Echtgenote ingekomen werknemer is geen ingekomen werknemer

schedule 25 apr 2024
bookmark_border Fiscaal, Personeel, Ondernemer, DGA, IB-ondernemer, P en O



De 30%-regeling voor ingekomen werknemers is niet van toepassing als een werknemer
bij het aangaan van de arbeidsovereenkomst al een duurzame band van persoonlijke aard
heeft met Nederland.





Een vrouw met een buitenlandse nationaliteit werkt sinds 22 november 1999 bij een
buitenlandse werkgever. Haar echtgenoot met eveneens die buitenlandse nationaliteit
is op 2 april 2018 in dienst getreden bij een Nederlandse werkgever, die voor hem
de 30%-regeling toepast. De echtgenoot staat per 10 april 2018 ingeschreven in de
Basisregistratie Personen (BRP) op een Nederlands adres. De vrouw en de kinderen staan
per 15 juni 2018 ook op dit adres ingeschreven. Per 15 maart 2019 werkt de vrouw voor
een Nederlandse werkgever. Namens de vrouw verzoekt deze werkgever om de 30%-regeling,
maar de inspecteur wijst het verzoek af. Bij Hof Den Haag is het de vraag of de inspecteur
het verzoek voor de 30%-regeling terecht heeft afgewezen.

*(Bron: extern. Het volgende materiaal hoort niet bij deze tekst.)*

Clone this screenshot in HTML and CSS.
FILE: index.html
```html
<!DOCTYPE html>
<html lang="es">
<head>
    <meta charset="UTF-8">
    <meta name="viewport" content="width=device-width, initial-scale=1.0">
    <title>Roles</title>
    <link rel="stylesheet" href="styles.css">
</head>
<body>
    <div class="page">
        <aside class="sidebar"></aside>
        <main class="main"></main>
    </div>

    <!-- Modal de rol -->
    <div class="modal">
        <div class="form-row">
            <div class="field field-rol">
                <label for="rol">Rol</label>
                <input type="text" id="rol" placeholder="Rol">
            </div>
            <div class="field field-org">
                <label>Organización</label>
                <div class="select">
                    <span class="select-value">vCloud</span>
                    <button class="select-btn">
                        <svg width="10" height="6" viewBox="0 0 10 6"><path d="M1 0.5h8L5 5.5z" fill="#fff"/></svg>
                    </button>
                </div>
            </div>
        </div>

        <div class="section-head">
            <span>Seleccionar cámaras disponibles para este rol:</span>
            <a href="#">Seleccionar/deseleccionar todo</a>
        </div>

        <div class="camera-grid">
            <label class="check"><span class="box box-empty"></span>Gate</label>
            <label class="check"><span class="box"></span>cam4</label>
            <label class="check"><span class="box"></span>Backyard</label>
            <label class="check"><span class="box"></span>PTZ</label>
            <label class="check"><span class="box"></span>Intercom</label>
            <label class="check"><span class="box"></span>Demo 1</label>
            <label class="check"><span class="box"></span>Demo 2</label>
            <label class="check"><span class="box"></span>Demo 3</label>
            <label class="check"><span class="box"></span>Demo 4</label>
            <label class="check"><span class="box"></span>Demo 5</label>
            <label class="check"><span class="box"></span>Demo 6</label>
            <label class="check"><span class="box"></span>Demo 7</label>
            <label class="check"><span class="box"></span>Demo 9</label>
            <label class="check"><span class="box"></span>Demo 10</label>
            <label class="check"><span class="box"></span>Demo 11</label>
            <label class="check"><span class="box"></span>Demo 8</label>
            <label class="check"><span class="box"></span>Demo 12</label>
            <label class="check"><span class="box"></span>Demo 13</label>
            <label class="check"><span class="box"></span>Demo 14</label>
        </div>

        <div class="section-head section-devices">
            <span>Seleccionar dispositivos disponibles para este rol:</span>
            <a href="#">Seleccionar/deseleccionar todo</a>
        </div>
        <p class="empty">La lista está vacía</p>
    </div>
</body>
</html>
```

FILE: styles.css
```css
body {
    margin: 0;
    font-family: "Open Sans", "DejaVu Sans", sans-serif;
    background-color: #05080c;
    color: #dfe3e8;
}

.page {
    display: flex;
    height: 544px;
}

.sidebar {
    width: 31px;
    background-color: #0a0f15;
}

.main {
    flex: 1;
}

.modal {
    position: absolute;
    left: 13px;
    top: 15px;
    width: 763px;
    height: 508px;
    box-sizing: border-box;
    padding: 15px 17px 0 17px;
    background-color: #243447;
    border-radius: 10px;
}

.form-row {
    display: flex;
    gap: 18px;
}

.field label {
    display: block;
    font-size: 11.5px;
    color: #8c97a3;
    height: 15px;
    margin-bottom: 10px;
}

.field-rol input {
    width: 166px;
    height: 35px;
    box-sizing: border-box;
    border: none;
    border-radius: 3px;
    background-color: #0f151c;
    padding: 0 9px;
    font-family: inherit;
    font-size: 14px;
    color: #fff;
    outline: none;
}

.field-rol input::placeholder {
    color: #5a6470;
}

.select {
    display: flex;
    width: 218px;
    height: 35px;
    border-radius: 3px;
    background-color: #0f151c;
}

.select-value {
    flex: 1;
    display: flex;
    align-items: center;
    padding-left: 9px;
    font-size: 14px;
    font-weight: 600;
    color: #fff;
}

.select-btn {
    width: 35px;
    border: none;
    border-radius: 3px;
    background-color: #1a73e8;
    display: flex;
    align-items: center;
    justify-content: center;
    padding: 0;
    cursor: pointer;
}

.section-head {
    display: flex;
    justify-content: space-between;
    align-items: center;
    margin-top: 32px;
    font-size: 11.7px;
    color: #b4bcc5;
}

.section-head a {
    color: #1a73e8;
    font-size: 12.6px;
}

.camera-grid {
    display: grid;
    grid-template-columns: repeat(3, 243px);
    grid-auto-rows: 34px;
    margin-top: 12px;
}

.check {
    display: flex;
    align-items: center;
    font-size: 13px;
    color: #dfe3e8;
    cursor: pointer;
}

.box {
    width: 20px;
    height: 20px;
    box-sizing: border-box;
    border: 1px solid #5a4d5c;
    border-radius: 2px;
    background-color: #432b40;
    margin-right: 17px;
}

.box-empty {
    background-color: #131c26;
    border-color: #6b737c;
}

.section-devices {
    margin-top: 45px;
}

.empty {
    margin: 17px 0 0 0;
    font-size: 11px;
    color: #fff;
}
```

Omschrijving fiscale woonplaats Het gaat erom of de vrouw ten tijde van het aangaan van de arbeidsovereenkomst een
woonplaats buiten Nederland heeft. Waar iemand woont, wordt op basis van alle daarvoor
relevant zijnde omstandigheden beoordeeld. Er moet een duurzame band van persoonlijke
aard bestaan tussen de betrokkene en het land waar hij of zij woont. Die band hoeft
niet sterker te zijn dan de band met enig ander land. Om hier in Nederland een woonplaats
te hebben is het dus niet noodzakelijk dat het middelpunt van iemands maatschappelijke
leven zich in Nederland bevindt.


Duurzame band van persoonlijke aard De vrouw moet aantonen dat zij geen duurzame band van persoonlijke aard met Nederland
had ten tijde van het aangaan van de arbeidsovereenkomst op 15 maart 2019. Het hof
vindt dat de vrouw daar niet in is geslaagd. De vrouw heeft zichzelf en haar kinderen
op 15 juni 2018 in de BRP ingeschreven op het adres van haar echtgenoot. Ook staat
vast dat de vrouw in de periode vanaf 18 augustus 2018 tot begin maart 2019 het meest
bij haar gezin in Nederland verbleef. Zij reisde slechts enkele dagen per maand naar
het buitenland voor haar werk. Tijdens haar verblijf in Nederland is de vrouw passend
werk gaan zoeken. Ook heeft ze als binnenlandse belastingplichtige aangifte inkomstenbelasting
over 2018 gedaan en beschikte ze over een Nederlandse bankrekening. De vrouw heeft
op grond van het voorgaande een duurzame band van persoonlijke aard met Nederland
voordat ze de arbeidsovereenkomst met de Nederlandse werkgever aanging. De inspecteur
heeft terecht de 30%-regeling geweigerd.


Bron: Hof Den Haag 22-02-2023 (gepubl. 22-04-2024).